Reference "Study Guide for 1D0-541: CIW Database Design Specialist" (by Matthew Morris, starter of this thread), it seems that the given explanations of normal forms are highly flawed [1].

Page 88:

Second rule of normalization: "If a table has a compound primary key and one or more fields in a table depend on only part of the primary key..."

That's not sufficient. 2NF requires that there are no partial dependencies on any candidate key, not just the primary key. Obviously that is required whether or not the primary key happens to be compound/composite.

Third rule of normalization: "If one or more fields do not depend at all on the primary key... (or any part of it), move them to a separate table... "

This is also incorrect because 3NF, like 2NF, is concerned equally with all keys, not just the primary key. 3NF requires that *non-key* attributes must be *non-transitively* dependent on *every* candidate key.

Is this just an error in the study guide or is the guide echoing inaccuracies that exist in official course material? If the course/exam is at fault then the exam candidate who has learnt from other sources ought to take note. I have not taken the exam myself.

[1] See E.F.Codd, "Further Normalization of the Data Base Relational Model" in Rustin (1972): "A relation R is in second normal form if it is in first normal form and every non-prime attribute of R is fully dependent on each candidate key of R. A relation R is in third normal form if it is in second normal form and every non-prime attribute of R is non-transitively dependent on each candidate key of R."
All my other database design books concur with Codd's definition.
Re: 1D0-541: CIW Database Design Specialist [message #651073 is a reply to message #651072] Tue, 10 May 2016 17:50 Go to previous messageGo to next message
matthewmorris68
Messages: 258
Registered: May 2012
Location: Orlando, FL
Senior Member

Quote:
Is this just an error in the study guide or is the guide echoing inaccuracies that exist in official course material


Before starting on the issue of database normalization, I want to cover the above question. This is not a binary solution set where it is a given that both your sources and conclusions are 100% correct, so the only possible two options are where an error exists.

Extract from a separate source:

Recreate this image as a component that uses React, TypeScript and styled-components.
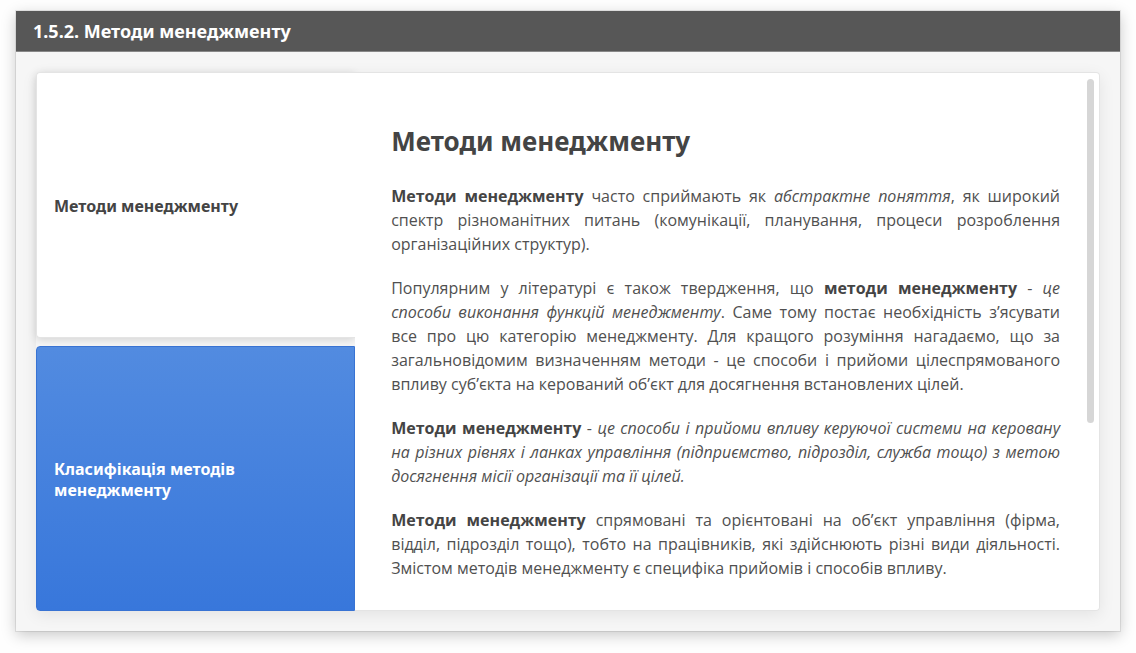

One of the biggest challenges I had in creating the study guide for the CIW Database Design Specialist certification is that in the past twenty years working with Oracle, I have designed dozens of databases. This makes me highly experienced in (and biased towards) the practical aspects of database design. Much of this exam is about the origins of relational database design (i.e. relational algebra) and textbook logical database design (which is seldom implemented fully in the real world). While I was researching the more theoretical aspects of the book, I found a significant number of points that were stated differently depending on what interpretation the authors used. In addition, a number of authors and sites mixed and matched elements and terminology from relational algebra, logical database design, and physical database design. The three are not synonymous and it's not kosher to pull elements from one and force-fit them into another.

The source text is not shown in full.